Betapa kami terkejut menyaksikan pemandangan itu. Rumah keluarga Wardiman berdiri sendirian di tengah hutan, namun menyimpan benda pusaka komunitas adat Payang. Wajar saja jika rumah Pak Wardiman disebut sebagai rumah “pusaka” oleh masyarakat adat Payang.
Setelah satu jam perjalanan dari rumah Pak Talius sejak pukul sembilan pagi, kami tiba di rumah Wardiman. Kami menempuh perjalanan dengan membawa keceriaan yang tak sirna oleh teriknya matahari dan penat kaki menyerang karena perjalanan yang lumayan panjang. Kami disambut dengan senyum ramah Wardiman dan ibunya, Anyun, walaupun sebelumnya tidak ada janji untuk bertemu.
Pertama-tama kami memperkenalkan diri, menyampaikan maksud dan tujuan kedatangan kami. Kemudian saya meminta Eko (kameramen) untuk mengambil beberapa foto benda-benda antik yang rupanya sudah sangat lama disimpan bahkan hampir puluhan tahun tidak pernah dikeluarkan oleh pemiliknya.
“Selama ini kami hanya menyimpan saja barang-barang ini. Kami menyimpannya karena ingin mengingat tentang leluhur kami,” ujar Wardiman.
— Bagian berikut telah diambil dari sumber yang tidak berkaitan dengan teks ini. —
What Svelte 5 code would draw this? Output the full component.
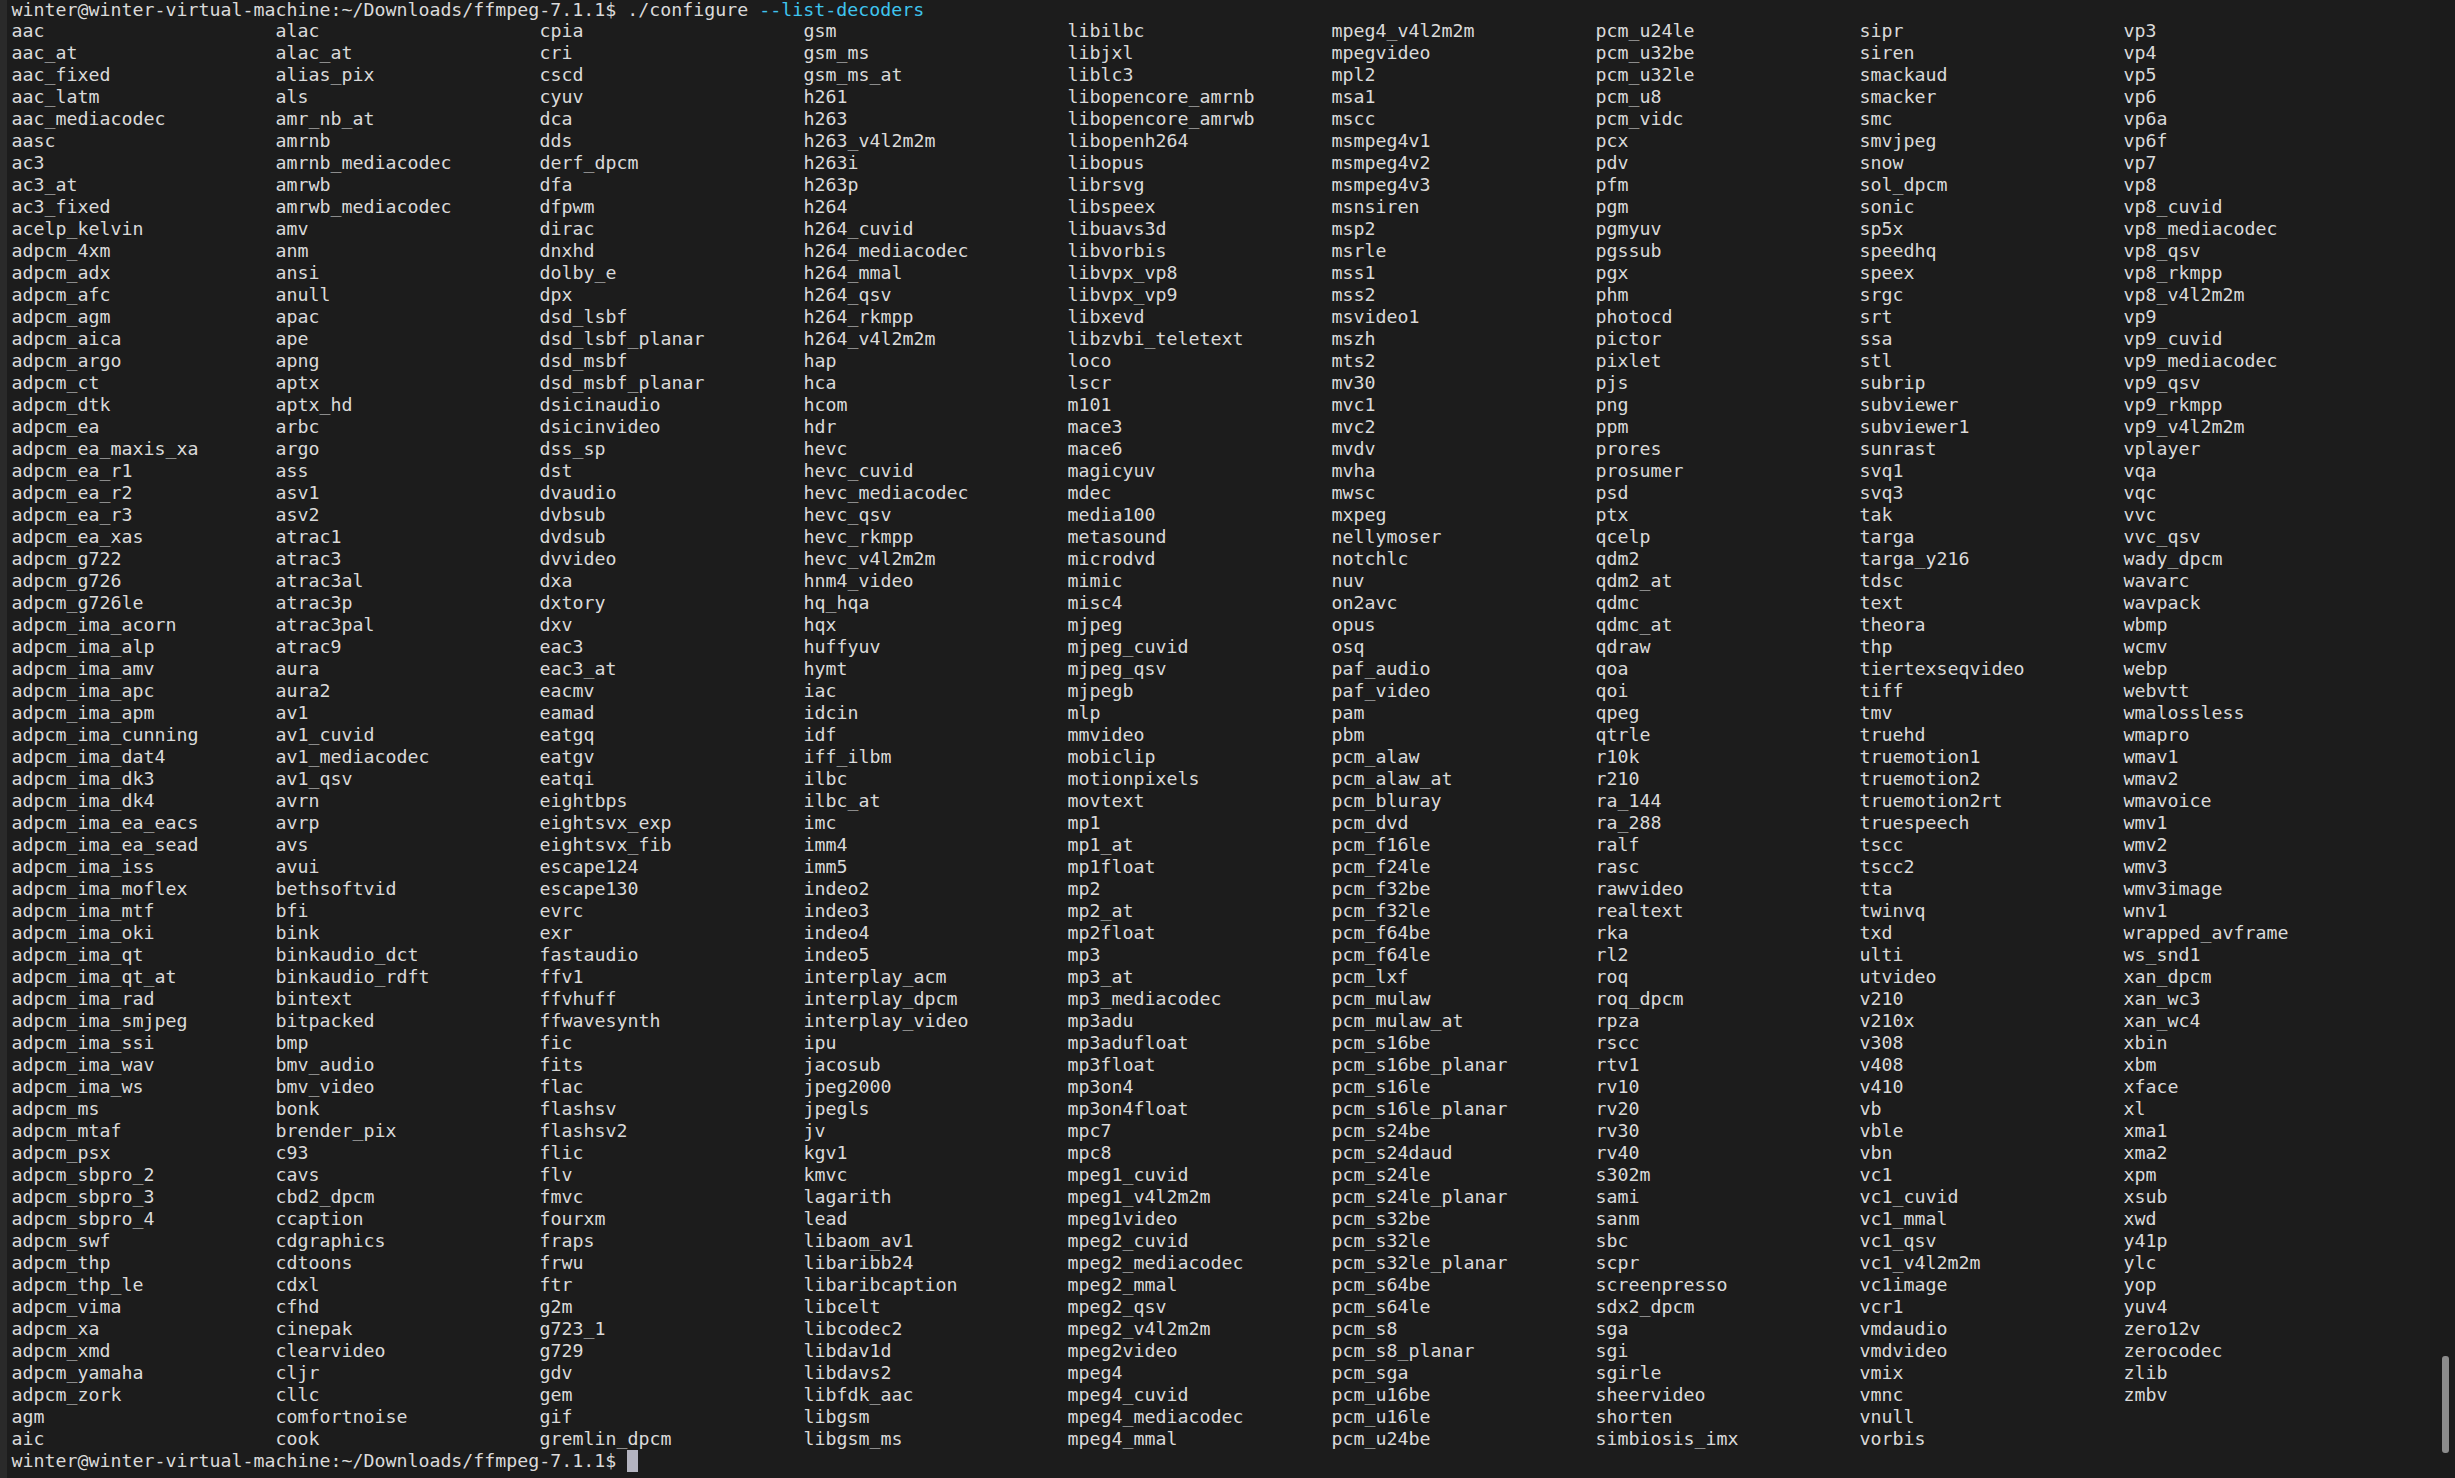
<script>
  // ./configure --list-decoders output, column by column like the terminal prints it
  const columns = [
    'aac aac_at aac_fixed aac_latm aac_mediacodec aasc ac3 ac3_at ac3_fixed acelp_kelvin adpcm_4xm adpcm_adx adpcm_afc adpcm_agm adpcm_aica adpcm_argo adpcm_ct adpcm_dtk adpcm_ea adpcm_ea_maxis_xa adpcm_ea_r1 adpcm_ea_r2 adpcm_ea_r3 adpcm_ea_xas adpcm_g722 adpcm_g726 adpcm_g726le adpcm_ima_acorn adpcm_ima_alp adpcm_ima_amv adpcm_ima_apc adpcm_ima_apm adpcm_ima_cunning adpcm_ima_dat4 adpcm_ima_dk3 adpcm_ima_dk4 adpcm_ima_ea_eacs adpcm_ima_ea_sead adpcm_ima_iss adpcm_ima_moflex adpcm_ima_mtf adpcm_ima_oki adpcm_ima_qt adpcm_ima_qt_at adpcm_ima_rad adpcm_ima_smjpeg adpcm_ima_ssi adpcm_ima_wav adpcm_ima_ws adpcm_ms adpcm_mtaf adpcm_psx adpcm_sbpro_2 adpcm_sbpro_3 adpcm_sbpro_4 adpcm_swf adpcm_thp adpcm_thp_le adpcm_vima adpcm_xa adpcm_xmd adpcm_yamaha adpcm_zork agm aic',
    'alac alac_at alias_pix als amr_nb_at amrnb amrnb_mediacodec amrwb amrwb_mediacodec amv anm ansi anull apac ape apng aptx aptx_hd arbc argo ass asv1 asv2 atrac1 atrac3 atrac3al atrac3p atrac3pal atrac9 aura aura2 av1 av1_cuvid av1_mediacodec av1_qsv avrn avrp avs avui bethsoftvid bfi bink binkaudio_dct binkaudio_rdft bintext bitpacked bmp bmv_audio bmv_video bonk brender_pix c93 cavs cbd2_dpcm ccaption cdgraphics cdtoons cdxl cfhd cinepak clearvideo cljr cllc comfortnoise cook',
    'cpia cri cscd cyuv dca dds derf_dpcm dfa dfpwm dirac dnxhd dolby_e dpx dsd_lsbf dsd_lsbf_planar dsd_msbf dsd_msbf_planar dsicinaudio dsicinvideo dss_sp dst dvaudio dvbsub dvdsub dvvideo dxa dxtory dxv eac3 eac3_at eacmv eamad eatgq eatgv eatqi eightbps eightsvx_exp eightsvx_fib escape124 escape130 evrc exr fastaudio ffv1 ffvhuff ffwavesynth fic fits flac flashsv flashsv2 flic flv fmvc fourxm fraps frwu ftr g2m g723_1 g729 gdv gem gif gremlin_dpcm',
    'gsm gsm_ms gsm_ms_at h261 h263 h263_v4l2m2m h263i h263p h264 h264_cuvid h264_mediacodec h264_mmal h264_qsv h264_rkmpp h264_v4l2m2m hap hca hcom hdr hevc hevc_cuvid hevc_mediacodec hevc_qsv hevc_rkmpp hevc_v4l2m2m hnm4_video hq_hqa hqx huffyuv hymt iac idcin idf iff_ilbm ilbc ilbc_at imc imm4 imm5 indeo2 indeo3 indeo4 indeo5 interplay_acm interplay_dpcm interplay_video ipu jacosub jpeg2000 jpegls jv kgv1 kmvc lagarith lead libaom_av1 libaribb24 libaribcaption libcelt libcodec2 libdav1d libdavs2 libfdk_aac libgsm libgsm_ms',
    'libilbc libjxl liblc3 libopencore_amrnb libopencore_amrwb libopenh264 libopus librsvg libspeex libuavs3d libvorbis libvpx_vp8 libvpx_vp9 libxevd libzvbi_teletext loco lscr m101 mace3 mace6 magicyuv mdec media100 metasound microdvd mimic misc4 mjpeg mjpeg_cuvid mjpeg_qsv mjpegb mlp mmvideo mobiclip motionpixels movtext mp1 mp1_at mp1float mp2 mp2_at mp2float mp3 mp3_at mp3_mediacodec mp3adu mp3adufloat mp3float mp3on4 mp3on4float mpc7 mpc8 mpeg1_cuvid mpeg1_v4l2m2m mpeg1video mpeg2_cuvid mpeg2_mediacodec mpeg2_mmal mpeg2_qsv mpeg2_v4l2m2m mpeg2video mpeg4 mpeg4_cuvid mpeg4_mediacodec mpeg4_mmal',
    'mpeg4_v4l2m2m mpegvideo mpl2 msa1 mscc msmpeg4v1 msmpeg4v2 msmpeg4v3 msnsiren msp2 msrle mss1 mss2 msvideo1 mszh mts2 mv30 mvc1 mvc2 mvdv mvha mwsc mxpeg nellymoser notchlc nuv on2avc opus osq paf_audio paf_video pam pbm pcm_alaw pcm_alaw_at pcm_bluray pcm_dvd pcm_f16le pcm_f24le pcm_f32be pcm_f32le pcm_f64be pcm_f64le pcm_lxf pcm_mulaw pcm_mulaw_at pcm_s16be pcm_s16be_planar pcm_s16le pcm_s16le_planar pcm_s24be pcm_s24daud pcm_s24le pcm_s24le_planar pcm_s32be pcm_s32le pcm_s32le_planar pcm_s64be pcm_s64le pcm_s8 pcm_s8_planar pcm_sga pcm_u16be pcm_u16le pcm_u24be',
    'pcm_u24le pcm_u32be pcm_u32le pcm_u8 pcm_vidc pcx pdv pfm pgm pgmyuv pgssub pgx phm photocd pictor pixlet pjs png ppm prores prosumer psd ptx qcelp qdm2 qdm2_at qdmc qdmc_at qdraw qoa qoi qpeg qtrle r10k r210 ra_144 ra_288 ralf rasc rawvideo realtext rka rl2 roq roq_dpcm rpza rscc rtv1 rv10 rv20 rv30 rv40 s302m sami sanm sbc scpr screenpresso sdx2_dpcm sga sgi sgirle sheervideo shorten simbiosis_imx',
    'sipr siren smackaud smacker smc smvjpeg snow sol_dpcm sonic sp5x speedhq speex srgc srt ssa stl subrip subviewer subviewer1 sunrast svq1 svq3 tak targa targa_y216 tdsc text theora thp tiertexseqvideo tiff tmv truehd truemotion1 truemotion2 truemotion2rt truespeech tscc tscc2 tta twinvq txd ulti utvideo v210 v210x v308 v408 v410 vb vble vbn vc1 vc1_cuvid vc1_mmal vc1_qsv vc1_v4l2m2m vc1image vcr1 vmdaudio vmdvideo vmix vmnc vnull vorbis',
    'vp3 vp4 vp5 vp6 vp6a vp6f vp7 vp8 vp8_cuvid vp8_mediacodec vp8_qsv vp8_rkmpp vp8_v4l2m2m vp9 vp9_cuvid vp9_mediacodec vp9_qsv vp9_rkmpp vp9_v4l2m2m vplayer vqa vqc vvc vvc_qsv wady_dpcm wavarc wavpack wbmp wcmv webp webvtt wmalossless wmapro wmav1 wmav2 wmavoice wmv1 wmv2 wmv3 wmv3image wnv1 wrapped_avframe ws_snd1 xan_dpcm xan_wc3 xan_wc4 xbin xbm xface xl xma1 xma2 xpm xsub xwd y41p ylc yop yuv4 zero12v zerocodec zlib zmbv'
  ].map((c) => c.split(' '));

  const prompt = 'winter@winter-virtual-machine:~/Downloads/ffmpeg-7.1.1$';
</script>

<div class="terminal">
  <div class="gutter"></div>
  <div class="output">
    <div class="line">{prompt} ./configure <span class="flag">--list-decoders</span></div>
    <div class="listing">
      {#each columns as col}
        <div class="col">
          {#each col as name}
            <div class="line">{name}</div>
          {/each}
        </div>
      {/each}
    </div>
    <div class="line">{prompt} <span class="cursor"></span></div>
  </div>
  <div class="scrollbar">
    <div class="thumb"></div>
  </div>
</div>

<style>
  :global(body) {
    background: #1c1c1c;
  }

  .terminal {
    display: flex;
    height: 1478px;
    overflow: hidden;
    background: #1c1c1c;
    color: #dadada;
    font-family: "DejaVu Sans Mono", monospace;
    font-size: 18.272px;
  }

  .gutter {
    width: 7px;
    background: #2a2a2a;
  }

  .output {
    flex: 1;
    padding-left: 4.5px;
  }

  .line {
    height: 22px;
    line-height: 22px;
    white-space: pre;
  }

  .line:first-child {
    height: 20px;
    line-height: 20px;
  }

  .listing {
    display: flex;
  }

  .listing .line:first-child {
    height: 22px;
    line-height: 22px;
  }

  .col {
    width: 264px;
  }

  .flag {
    color: #3fc4ee;
  }

  .cursor {
    display: inline-block;
    width: 11px;
    height: 22px;
    vertical-align: top;
    background: #b4b4c0;
  }

  .scrollbar {
    width: 25px;
    padding: 1356px 6px 0 12px;
    box-sizing: border-box;
    background: #1b1b1b;
  }

  .thumb {
    width: 7px;
    height: 97px;
    border-radius: 3px;
    background: #8c8c8c;
  }
</style>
Kira-kira satu jam kami menyempatkan waktu untuk mengobrol-ngobrol dengan Pak Wardiman dan Ibu Anyun.
Tidak hanya mengenai benda-benda tersebut, tapi kami juga berbicara tentang kehidupan sehari-hari, kenapa lebih suka tinggal di hutan ketimbang di kampung. Ibu Anyun mengatakan bahwa di dalam hutan mereka menemukan ketenangan batin.
Menurutnya, semakin sedikit bergaul dengan manusia maka akan semakin mengurangi kita untuk berbuat hal-hal yang tidak baik. Pastinya kita harus menjaga hutan agar tetap lestari di samping memanfaatkannya, karena ini menyangkut keberlangsungan kehidupan anak cucu kelak.
Tak terasa waktu sudah menunjukkan pukul 11.30 wib, kami mohon pamit karena akan mengunjungi ladang salah satu warga komunitas lagi. Sebelum kami beranjak pergi, kami menyempatkan diri untuk berfoto bersama dengan Pak Wardiman sebagai kenang-kenangan. Satu hal yang menjadi catatan saya dan kawan-kawan bahwa kehidupan ini akan selaras dengan kita jika tetap memperhatikan nilai-nilai sosial yang sudah ada di masyarakat sejak dulu.